_EXERCISE_.
Scan the entries below for the word "screenshot". Copy each line that has it.

(Interface markup and scripts)
______

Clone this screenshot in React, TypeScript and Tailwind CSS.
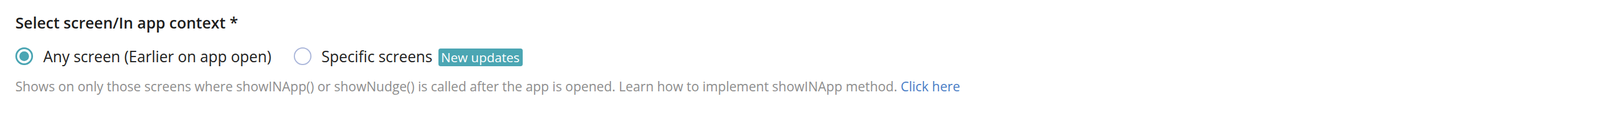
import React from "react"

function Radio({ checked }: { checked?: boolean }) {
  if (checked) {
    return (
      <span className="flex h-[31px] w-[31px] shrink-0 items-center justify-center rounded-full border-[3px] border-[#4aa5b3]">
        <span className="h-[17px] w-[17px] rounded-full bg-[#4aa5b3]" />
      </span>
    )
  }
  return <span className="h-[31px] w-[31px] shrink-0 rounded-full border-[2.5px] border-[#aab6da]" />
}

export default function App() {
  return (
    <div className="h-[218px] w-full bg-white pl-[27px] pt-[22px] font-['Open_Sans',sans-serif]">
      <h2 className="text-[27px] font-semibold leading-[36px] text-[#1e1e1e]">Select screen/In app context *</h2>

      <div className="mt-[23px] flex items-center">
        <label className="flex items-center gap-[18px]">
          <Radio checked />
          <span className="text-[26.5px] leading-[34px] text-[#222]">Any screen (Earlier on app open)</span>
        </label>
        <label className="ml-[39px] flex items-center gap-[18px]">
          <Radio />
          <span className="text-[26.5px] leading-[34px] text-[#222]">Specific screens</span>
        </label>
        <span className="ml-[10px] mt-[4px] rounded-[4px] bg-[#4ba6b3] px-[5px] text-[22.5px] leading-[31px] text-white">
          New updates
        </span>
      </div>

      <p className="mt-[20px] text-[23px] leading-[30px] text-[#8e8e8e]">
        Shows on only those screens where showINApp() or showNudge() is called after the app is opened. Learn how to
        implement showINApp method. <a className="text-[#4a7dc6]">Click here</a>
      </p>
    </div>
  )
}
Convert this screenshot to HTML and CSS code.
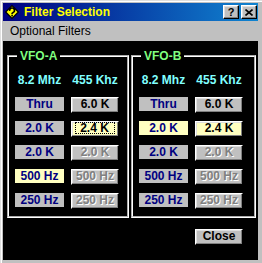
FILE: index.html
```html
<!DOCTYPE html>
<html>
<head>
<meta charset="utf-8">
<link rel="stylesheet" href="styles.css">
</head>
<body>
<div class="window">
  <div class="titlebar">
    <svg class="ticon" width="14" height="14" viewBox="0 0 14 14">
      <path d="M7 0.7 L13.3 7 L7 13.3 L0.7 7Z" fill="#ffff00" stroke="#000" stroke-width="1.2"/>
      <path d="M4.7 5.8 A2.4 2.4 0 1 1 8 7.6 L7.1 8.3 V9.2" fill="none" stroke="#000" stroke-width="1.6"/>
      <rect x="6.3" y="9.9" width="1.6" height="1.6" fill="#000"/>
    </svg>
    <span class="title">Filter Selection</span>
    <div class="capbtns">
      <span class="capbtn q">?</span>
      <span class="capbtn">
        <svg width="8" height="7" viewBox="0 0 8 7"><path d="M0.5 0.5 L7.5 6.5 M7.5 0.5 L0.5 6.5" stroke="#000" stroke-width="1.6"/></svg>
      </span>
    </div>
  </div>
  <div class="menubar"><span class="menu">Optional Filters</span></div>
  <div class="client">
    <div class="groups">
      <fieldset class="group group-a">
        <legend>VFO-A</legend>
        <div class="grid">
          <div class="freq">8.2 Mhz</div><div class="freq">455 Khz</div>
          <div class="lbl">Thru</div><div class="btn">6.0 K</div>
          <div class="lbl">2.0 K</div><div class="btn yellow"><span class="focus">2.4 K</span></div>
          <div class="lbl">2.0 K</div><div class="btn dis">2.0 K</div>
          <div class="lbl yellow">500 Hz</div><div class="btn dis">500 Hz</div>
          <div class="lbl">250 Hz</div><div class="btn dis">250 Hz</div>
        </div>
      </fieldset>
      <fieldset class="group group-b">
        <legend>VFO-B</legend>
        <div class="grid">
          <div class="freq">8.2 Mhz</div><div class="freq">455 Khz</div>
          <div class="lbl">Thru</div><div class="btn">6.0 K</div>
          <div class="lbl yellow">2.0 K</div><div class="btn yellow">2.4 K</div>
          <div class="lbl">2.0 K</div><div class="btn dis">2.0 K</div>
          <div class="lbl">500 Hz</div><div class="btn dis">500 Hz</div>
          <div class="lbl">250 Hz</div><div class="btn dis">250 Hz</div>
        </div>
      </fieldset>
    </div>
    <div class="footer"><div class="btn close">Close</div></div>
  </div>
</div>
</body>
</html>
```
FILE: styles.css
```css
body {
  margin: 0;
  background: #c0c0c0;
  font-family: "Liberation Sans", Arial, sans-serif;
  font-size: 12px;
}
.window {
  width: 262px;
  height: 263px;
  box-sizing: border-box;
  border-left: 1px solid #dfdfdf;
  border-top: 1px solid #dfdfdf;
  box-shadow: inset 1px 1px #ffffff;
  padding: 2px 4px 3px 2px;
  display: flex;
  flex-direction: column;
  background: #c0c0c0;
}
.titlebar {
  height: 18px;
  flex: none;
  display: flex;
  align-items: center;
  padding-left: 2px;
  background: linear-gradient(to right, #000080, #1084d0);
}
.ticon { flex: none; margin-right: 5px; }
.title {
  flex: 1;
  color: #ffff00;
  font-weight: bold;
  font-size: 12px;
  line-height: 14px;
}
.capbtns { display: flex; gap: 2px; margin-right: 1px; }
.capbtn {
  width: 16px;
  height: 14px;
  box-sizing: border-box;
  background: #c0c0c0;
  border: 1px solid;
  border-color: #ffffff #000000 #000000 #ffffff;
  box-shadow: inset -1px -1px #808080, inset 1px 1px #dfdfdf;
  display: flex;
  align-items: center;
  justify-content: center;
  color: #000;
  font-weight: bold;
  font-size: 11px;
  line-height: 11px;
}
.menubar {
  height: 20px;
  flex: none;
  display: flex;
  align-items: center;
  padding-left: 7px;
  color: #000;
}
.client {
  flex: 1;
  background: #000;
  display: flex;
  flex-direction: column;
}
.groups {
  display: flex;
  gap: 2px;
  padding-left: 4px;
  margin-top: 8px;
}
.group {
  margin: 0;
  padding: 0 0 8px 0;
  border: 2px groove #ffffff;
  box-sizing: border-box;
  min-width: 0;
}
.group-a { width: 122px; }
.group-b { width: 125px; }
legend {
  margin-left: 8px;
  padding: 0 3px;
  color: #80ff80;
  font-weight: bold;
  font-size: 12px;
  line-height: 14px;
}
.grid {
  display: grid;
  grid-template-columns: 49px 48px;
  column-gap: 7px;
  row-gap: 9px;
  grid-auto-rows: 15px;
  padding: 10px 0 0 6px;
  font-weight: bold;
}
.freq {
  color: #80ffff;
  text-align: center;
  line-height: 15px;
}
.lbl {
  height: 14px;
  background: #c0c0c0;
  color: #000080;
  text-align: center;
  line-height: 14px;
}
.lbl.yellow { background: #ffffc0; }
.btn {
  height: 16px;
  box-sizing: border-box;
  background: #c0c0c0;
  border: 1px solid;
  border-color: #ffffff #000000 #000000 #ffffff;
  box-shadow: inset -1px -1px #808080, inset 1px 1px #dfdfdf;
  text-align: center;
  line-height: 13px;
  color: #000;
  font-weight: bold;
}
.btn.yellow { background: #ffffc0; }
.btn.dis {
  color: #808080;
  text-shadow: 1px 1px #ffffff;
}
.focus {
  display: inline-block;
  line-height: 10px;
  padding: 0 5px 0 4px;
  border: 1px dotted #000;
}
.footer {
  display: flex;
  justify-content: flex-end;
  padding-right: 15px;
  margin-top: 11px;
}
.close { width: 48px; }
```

______

_REPLY_.
Clone this screenshot in React, TypeScript and Tailwind CSS.
Convert this screenshot to HTML and CSS code.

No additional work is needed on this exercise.